Reza Aslan is a fellow at the University of Southern California’s Center on Public Diplomacy and Middle East Analyst for CBS News. He has degrees in Religions from Santa Clara University, Harvard University, and the University of California, Santa Barbara, as well as a Master of Fine Arts from the University of Iowa, where he was named the Truman Capote Fellow in Fiction. He is a member of the Council on Foreign Relations, the Los Angeles Institute for the Humanities, and the Pacific Council on International Policy. He serves on the board of directors for both the Ploughshares Fund and PEN USA. Aslan’s first book is the New York Times Bestselling, No god but God: The Origins, Evolution, and Future of Islam, which has been translated into half a dozen languages, short-listed for the Guardian (UK) First Book Award, and nominated for a PEN USA award for research Non-Fiction. His next book, How to Win a Cosmic War will be published by Random House in the Fall 2008, followed by an edited anthology, Words Without Borders: Contemporary Literature from the Muslim World, which will be published by Norton in the Spring of 2009. Aslan is cofounder and creative director of BoomGen Studios and the Editorial Executive of Mecca.com, an on-line community for Muslim youth. Born in Iran, he now lives in Santa Monica, CA, where he is Assistant Professor of Creative Writing at University of California, Riverside.

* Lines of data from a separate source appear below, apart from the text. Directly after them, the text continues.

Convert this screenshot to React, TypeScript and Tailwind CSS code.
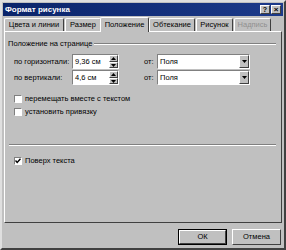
import React from 'react';

const raised = 'border border-t-white border-l-white border-r-[#404040] border-b-[#404040]';
const sunken = 'border border-t-[#808080] border-l-[#808080] border-r-white border-b-white';

const Check: React.FC<{ label: React.ReactNode; checked?: boolean }> = ({ label, checked }) => (
  <div className="flex items-center gap-[3px] h-[13px]">
    <div className={`w-[8px] h-[8px] bg-white ${sunken} flex items-center justify-center`}>
      {checked && (
        <svg width="6" height="6" viewBox="0 0 6 6">
          <path d="M0.5 2.5 L2.2 4.5 L5.5 0.8" stroke="#000" strokeWidth="1.4" fill="none" />
        </svg>
      )}
    </div>
    <span className="whitespace-nowrap">{label}</span>
  </div>
);

const Spin: React.FC<{ value: string }> = ({ value }) => (
  <div className={`w-[47px] h-[15px] bg-white ${sunken} flex items-stretch`}>
    <span className="flex-1 pl-[2px] leading-[13px] whitespace-nowrap">{value}</span>
    <div className="w-[9px] flex flex-col bg-[#c0c0c0]">
      <div className={`flex-1 ${raised} flex items-center justify-center`}>
        <svg width="5" height="3" viewBox="0 0 5 3"><path d="M0 3 L2.5 0 L5 3Z" fill="#000" /></svg>
      </div>
      <div className={`flex-1 ${raised} flex items-center justify-center`}>
        <svg width="5" height="3" viewBox="0 0 5 3"><path d="M0 0 L2.5 3 L5 0Z" fill="#000" /></svg>
      </div>
    </div>
  </div>
);

const Select: React.FC<{ value: string }> = ({ value }) => (
  <div className={`w-[93px] h-[15px] bg-white ${sunken} flex items-stretch`}>
    <span className="flex-1 pl-[2px] leading-[13px]">{value}</span>
    <div className={`w-[10px] bg-[#c0c0c0] ${raised} flex items-center justify-center`}>
      <svg width="5" height="3" viewBox="0 0 5 3"><path d="M0 0 L2.5 3 L5 0Z" fill="#000" /></svg>
    </div>
  </div>
);

const tabs = [
  { t: 'Цвета и линии', w: 'w-[60px]' },
  { t: 'Размер', w: 'w-[36px]' },
  { t: 'Положение', w: 'w-[49px]' },
  { t: 'Обтекание', w: 'w-[46px]' },
  { t: 'Рисунок', w: 'w-[37px]' },
  { t: 'Надпись', w: 'w-[37px]' },
];

export default function App() {
  return (
    <div
      className="w-[286px] h-[250px] bg-[#c0c0c0] text-[7.5px] text-black flex flex-col border-2 border-t-[#dfdfdf] border-l-[#dfdfdf] border-r-[#404040] border-b-[#404040] overflow-hidden"
      style={{ fontFamily: '"Liberation Sans", Arial, sans-serif' }}
    >
      {/* Title bar */}
      <div className="h-[13px] mx-[1px] mt-[1px] bg-gradient-to-r from-[#0a246a] to-[#1c3a8a] flex items-center justify-between pl-[2px] pr-[2px] shrink-0">
        <span className="text-white font-bold text-[8px]">Формат рисунка</span>
        <div className="flex gap-[1px]">
          <div className={`w-[10px] h-[9px] bg-[#c0c0c0] ${raised} flex items-center justify-center font-bold text-[7px] leading-none`}>?</div>
          <div className={`w-[10px] h-[9px] bg-[#c0c0c0] ${raised} flex items-center justify-center font-bold text-[8px] leading-none`}>×</div>
        </div>
      </div>

      {/* Tabs */}
      <div className="flex items-end h-[15px] pl-[1px] shrink-0">
        {tabs.map(({ t, w }, i) => {
          const active = i === 2;
          return (
            <div
              key={t}
              className={`${w} whitespace-nowrap justify-center border-t border-l border-r border-t-white border-l-white border-r-[#404040] rounded-t-[2px] flex items-center ${
                active ? 'h-[15px] -mb-[1px] -mx-[1px] bg-[#c0c0c0] relative z-10' : 'h-[13px] ml-[1px]'
              } ${i === 5 ? 'text-[#909090]' : ''}`}
            >
              {t}
            </div>
          );
        })}
      </div>

      {/* Panel */}
      <div className={`mx-[2px] h-[192px] shrink-0 ${raised} flex flex-col pl-[3px] pr-[5px] pt-[6px]`}>
        <div className="flex items-center gap-[2px]">
          <span className="whitespace-nowrap">Положение на странице</span>
          <div className="flex-1 h-[2px] border-t border-t-[#808080] border-b border-b-white" />
        </div>
        <div className="pl-[6px] pt-[5px] flex flex-col gap-[1px]">
          <div className="flex items-center">
            <span className="w-[58px] whitespace-nowrap">по горизонтали:</span>
            <Spin value="9,36 см" />
            <span className="ml-[25px] w-[13px]">от:</span>
            <Select value="Поля" />
          </div>
          <div className="flex items-center">
            <span className="w-[58px] whitespace-nowrap">по вертикали:</span>
            <Spin value="4,6 см" />
            <span className="ml-[25px] w-[13px]">от:</span>
            <Select value="Поля" />
          </div>
          <div className="pt-[6px] flex flex-col gap-0">
            <Check label="перемещать вместе с текстом" />
            <Check label="установить привязку" />
          </div>
        </div>
        <div className="mt-[26px] ml-[1px] h-[2px] border-t border-t-[#808080] border-b border-b-white" />
        <div className="pl-[6px] pt-[8px]">
          <Check label="Поверх текста" checked />
        </div>
      </div>

      {/* Buttons */}
      <div className="flex justify-end gap-[5px] pr-[3px] pt-[6px]">
        <div className="w-[49px] h-[16px] border border-black flex">
          <div className={`flex-1 ${raised} flex items-center justify-center`}>ОК</div>
        </div>
        <div className={`w-[49px] h-[16px] ${raised} flex items-center justify-center`}>Отмена</div>
      </div>
    </div>
  );
}
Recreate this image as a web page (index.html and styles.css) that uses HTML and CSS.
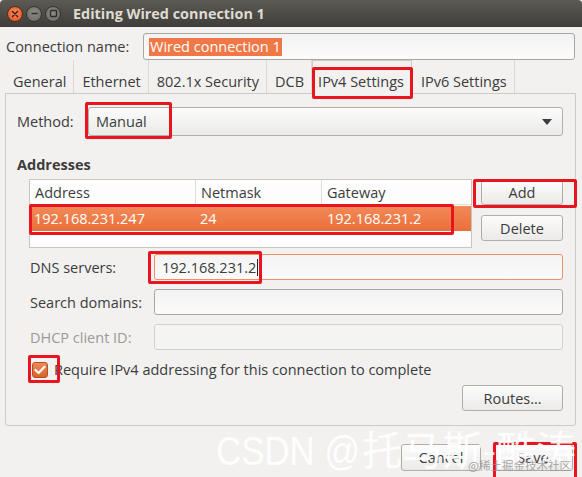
FILE: index.html
```html
<!DOCTYPE html>
<html>
<head>
<meta charset="utf-8">
<title>Editing Wired connection 1</title>
<link rel="stylesheet" href="styles.css">
</head>
<body>
<div class="window">
  <div class="titlebar">
    <div class="wbtns">
      <span class="wbtn close"><svg width="8" height="8" viewBox="0 0 8 8"><path d="M1.5 1.5 L6.5 6.5 M6.5 1.5 L1.5 6.5" stroke="#3a1a0c" stroke-width="1.4" stroke-linecap="round"/></svg></span>
      <span class="wbtn"><svg width="9" height="9" viewBox="0 0 9 9"><path d="M1.5 4.5 H7.5" stroke="#2e2d2a" stroke-width="1.5"/></svg></span>
      <span class="wbtn"><svg width="9" height="9" viewBox="0 0 9 9"><rect x="1.5" y="1.5" width="6" height="6" rx="0.8" fill="none" stroke="#2e2d2a" stroke-width="1.3"/></svg></span>
    </div>
    <div class="title">Editing Wired connection 1</div>
  </div>

  <div class="body">
    <div class="name-row">
      <div class="name-label">Connection name:</div>
      <div class="entry name-entry"><span class="sel">Wired connection 1</span></div>
    </div>

    <div class="tabs">
      <div class="tab">General</div>
      <div class="tab">Ethernet</div>
      <div class="tab">802.1x Security</div>
      <div class="tab">DCB</div>
      <div class="tab active">IPv4 Settings</div>
      <div class="tab">IPv6 Settings</div>
    </div>

    <div class="panel">
      <div class="method-row">
        <div class="method-label">Method:</div>
        <div class="combo">
          <span>Manual</span>
          <svg class="arrow" width="10" height="6" viewBox="0 0 10 6"><path d="M0 0 H10 L5 6 Z" fill="#3c3c3c"/></svg>
        </div>
      </div>

      <div class="section-title">Addresses</div>

      <div class="addr-area">
        <div class="table">
          <div class="trow thead">
            <div class="c1">Address</div>
            <div class="c2">Netmask</div>
            <div class="c3">Gateway</div>
          </div>
          <div class="trow tsel">
            <div class="c1">192.168.231.247</div>
            <div class="c2">24</div>
            <div class="c3">192.168.231.2</div>
          </div>
        </div>
        <div class="addr-btns">
          <button class="btn">Add</button>
          <button class="btn">Delete</button>
        </div>
      </div>

      <div class="fields">
        <div class="field">
          <div class="flabel">DNS servers:</div>
          <div class="entry focus"><span class="val">192.168.231.2</span><span class="caret"></span></div>
        </div>
        <div class="field">
          <div class="flabel">Search domains:</div>
          <div class="entry"></div>
        </div>
        <div class="field">
          <div class="flabel dim">DHCP client ID:</div>
          <div class="entry disabled"></div>
        </div>
      </div>

      <div class="check-row">
        <span class="checkbox"><svg width="12" height="10" viewBox="0 0 12 10"><path d="M1.5 5 L4.6 8 L10.5 1.8" fill="none" stroke="#fff" stroke-width="2.2" stroke-linecap="round" stroke-linejoin="round"/></svg></span>
        <span class="check-label">Require IPv4 addressing for this connection to complete</span>
      </div>

      <div class="routes-row">
        <button class="btn routes">Routes…</button>
      </div>
    </div>

    <div class="footer">
      <button class="btn fbtn">Cancel</button>
      <button class="btn fbtn">Save</button>
    </div>
  </div>

  <div class="mark m-tab"></div>
  <div class="mark m-method"></div>
  <div class="mark m-add"></div>
  <div class="mark m-row"></div>
  <div class="mark m-dns"></div>
  <div class="mark m-check"></div>
  <div class="mark m-save"></div>

  <div class="wm-big"><span class="wm-lat">CSDN @</span><span class="wm-cjk">托马斯-酷涛</span></div>
  <div class="wm-small">@稀土掘金技术社区</div>
</div>
</body>
</html>
```

FILE: styles.css
```css
* { box-sizing: border-box; }
html, body { margin: 0; padding: 0; }
body {
  width: 582px;
  height: 477px;
  overflow: hidden;
  background: #f2f1f0;
  font-family: "Open Sans", "Noto Sans", sans-serif;
  font-size: 14.5px;
  color: #3c3c3c;
}
.window {
  position: relative;
  width: 582px;
  height: 477px;
  background: #f2f1f0;
}
.titlebar {
  height: 27px;
  background: linear-gradient(#5c5a53, #3e3d39);
  display: flex;
  align-items: center;
  padding-left: 7px;
  border-radius: 4px 4px 0 0;
}
.wbtns { display: flex; gap: 3px; }
.wbtn {
  width: 16px;
  height: 16px;
  border-radius: 50%;
  background: radial-gradient(circle at 50% 40%, #8c8a84, #6a6863);
  border: 1px solid #35342f;
  display: flex;
  align-items: center;
  justify-content: center;
}
.wbtn.close {
  background: radial-gradient(circle at 50% 40%, #f58a5e, #e2501e);
  border-color: #5a2a16;
}
.title {
  margin-left: 12px;
  color: #dfdbd2;
  font-weight: 700;
  font-size: 14.4px;
  line-height: 20px;
  margin-top: 1px;
}
.body {
  padding: 6px 6px 0 5px;
}
.name-row {
  display: flex;
  align-items: center;
  height: 27px;
}
.name-label {
  width: 138px;
  padding-left: 1px;
}
.entry {
  flex: 1;
  height: 26px;
  border: 1px solid #aaa7a3;
  border-radius: 3px;
  background: linear-gradient(#f3f3f3, #fbfbfb);
  display: flex;
  align-items: center;
  padding-left: 5px;
}
.name-entry { height: 27px; margin-right: 1px; }
.sel {
  background: #f07746;
  color: #fff;
  padding: 0 1px;
  line-height: 18px;
}
.tabs {
  display: flex;
  height: 33px;
  align-items: stretch;
}
.tab {
  padding: 13px 7px 0 8px;
  border-right: 1px solid #dcd8d3;
  line-height: 18px;
}
.tab.active {
  border: 1px solid #cfcac4;
  border-bottom: none;
  padding: 12px 7px 0 5px;
  margin-bottom: -1px;
  background: #f2f1f0;
  position: relative;
  z-index: 1;
}
.tab.active + .tab { padding-left: 9px; }
.panel {
  border: 1px solid #cfcac4;
  border-radius: 0 0 3px 3px;
  height: 333px;
  padding: 13px 12px 0 11px;
}
.method-row {
  display: flex;
  align-items: center;
  height: 29px;
}
.method-label { width: 71px; }
.combo {
  flex: 1;
  height: 29px;
  border: 1px solid #b3afaa;
  border-radius: 3px;
  background: linear-gradient(#fbfbfb, #ebebea);
  display: flex;
  align-items: center;
  padding: 0 10px 0 7px;
  justify-content: space-between;
}
.arrow { margin-top: 1px; }
.section-title {
  font-weight: 700;
  margin-top: 19px;
  line-height: 20px;
}
.addr-area {
  display: flex;
  margin-top: 4px;
  margin-left: 12px;
  gap: 9px;
}
.table {
  width: 444px;
  height: 69px;
  border: 1px solid #c9c4be;
  background: #fdfdfd;
}
.trow {
  display: flex;
  align-items: center;
}
.thead {
  height: 25px;
  border-bottom: 1px solid #e1ddd8;
}
.thead .c1, .thead .c2 { border-right: 1px solid #e1ddd8; }
.thead > div { height: 24px; line-height: 24px; padding-left: 5px; padding-top: 1px; }
.c1 { width: 166px; }
.c2 { width: 126px; }
.c3 { flex: 1; }
.tsel {
  height: 25px;
  margin-top: 1px;
  background: linear-gradient(#f28a58, #ea6f3a);
  color: #fff;
}
.tsel > div { padding-left: 4px; }
.tsel .c3 { padding-left: 5px; }
.addr-btns {
  display: flex;
  flex-direction: column;
  gap: 10px;
  padding-top: 1px;
}
.btn {
  font-family: inherit;
  font-size: inherit;
  color: #3c3c3c;
  border: 1px solid #b2ada7;
  border-radius: 3px;
  background: linear-gradient(#fcfcfc, #ebeae9);
  height: 24px;
  padding: 0;
  width: 82px;
}
.addr-btns .btn:first-child { height: 25px; }
.addr-btns .btn:last-child { height: 26px; }
.fields {
  margin-top: 6px;
  display: flex;
  flex-direction: column;
  gap: 9px;
}
.field {
  display: flex;
  align-items: center;
}
.flabel {
  width: 137px;
  padding-left: 13px;
}
.flabel.dim { color: #9d9a96; }
.field .entry { height: 26px; }
.entry.focus { border-color: #ef8f67; padding-left: 7px; }
.entry.disabled { border-color: #d3d0cc; background: #f4f4f3; }
.caret {
  display: inline-block;
  width: 1px;
  height: 17px;
  background: #222;
  margin-left: 1px;
}
.check-row {
  display: flex;
  align-items: center;
  margin-top: 10px;
  padding-left: 15px;
}
.checkbox {
  width: 16px;
  height: 16px;
  border-radius: 3px;
  border: 1px solid #b5521f;
  background: linear-gradient(#ef8a58, #d9622c);
  display: flex;
  align-items: center;
  justify-content: center;
  margin-right: 6px;
}
.routes-row {
  display: flex;
  justify-content: flex-end;
  margin-top: 6px;
}
.btn.routes { width: 101px; height: 26px; }
.footer {
  display: flex;
  justify-content: flex-end;
  gap: 12px;
  margin-top: 18px;
  padding-right: 3px;
}
.fbtn { width: 80px; height: 27px; }

.mark {
  position: absolute;
  border: 3px solid #e8141e;
  border-radius: 2px;
  z-index: 5;
}
.m-tab { left: 312px; top: 67px; width: 101px; height: 32px; }
.m-method { left: 85px; top: 102px; width: 87px; height: 37px; }
.m-add { left: 473px; top: 179px; width: 104px; height: 29px; }
.m-row { left: 29px; top: 204px; width: 425px; height: 31px; }
.m-dns { left: 148px; top: 251px; width: 114px; height: 33px; }
.m-check { left: 28px; top: 355px; width: 32px; height: 28px; }
.m-save { left: 493px; top: 442px; width: 84px; height: 40px; }

.wm-big {
  position: absolute;
  left: 216px;
  top: 425px;
  line-height: 46px;
  color: rgba(255, 255, 255, 0.92);
  white-space: nowrap;
  z-index: 6;
}
.wm-lat {
  display: inline-block;
  font-family: "Liberation Sans", sans-serif;
  font-size: 41px;
  transform: scaleX(0.85);
  transform-origin: left center;
  margin-right: -23px;
}
.wm-cjk {
  font-family: "Noto Sans CJK SC", sans-serif;
  font-size: 40px;
}
.wm-small {
  position: absolute;
  left: 468px;
  top: 457px;
  font-family: "Noto Sans CJK SC", sans-serif;
  font-size: 11.5px;
  color: rgba(150, 150, 150, 0.85);
  white-space: nowrap;
  z-index: 7;
}
```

Ricardo René Larémont is Interim Dean of Harpur College at SUNY Binghamton and Professor of Political Science and Sociology. His principal books include: Islam and the Politics of Resistance in Algeria, 1783-1992; The Causes of War and the Consequences of Peacekeeping in Africa; and, Borders, Nationalism, and the African State. His monograph-in-progress is Islamic Law and Politics in Nigeria, 1804-2007. His research focuses upon Islamic politics, Islamic law, ethnic and religious conflict, civil wars, conflict resolution, democratization, and civil/military relations. He was Carnegie Corporation Scholar for 2007 and Fulbright Scholar for 1994.

MODERATOR

Karen J. Greenberg is the Executive Director of the Center on Law and Security.  She is the editor of the NYU Review of Law and Security, co-editor of The Torture Papers: The Road to Abu Ghraib with Joshua Dratel, and editor of the books Al Qaeda Now and The Torture Debate in America (Cambridge University Press). She is a former Vice-President of the Soros Foundation/Open Society Institute and the founding director of the Program in International Education. She is a frequent writer, commentator, and lecturer on terrorism, the U.S. courts and the war on terror, global counterterrorism, and detainee issues. Her work has been featured in the LA Times, the San Francisco Chronicle, The Nation, The American Prospect, and on the major news channels. Karen is currently working on her forthcoming book, The Enemy Combatant Papers: American Justice, the Courts, and the War on Terror, co-edited with Joshua Dratel.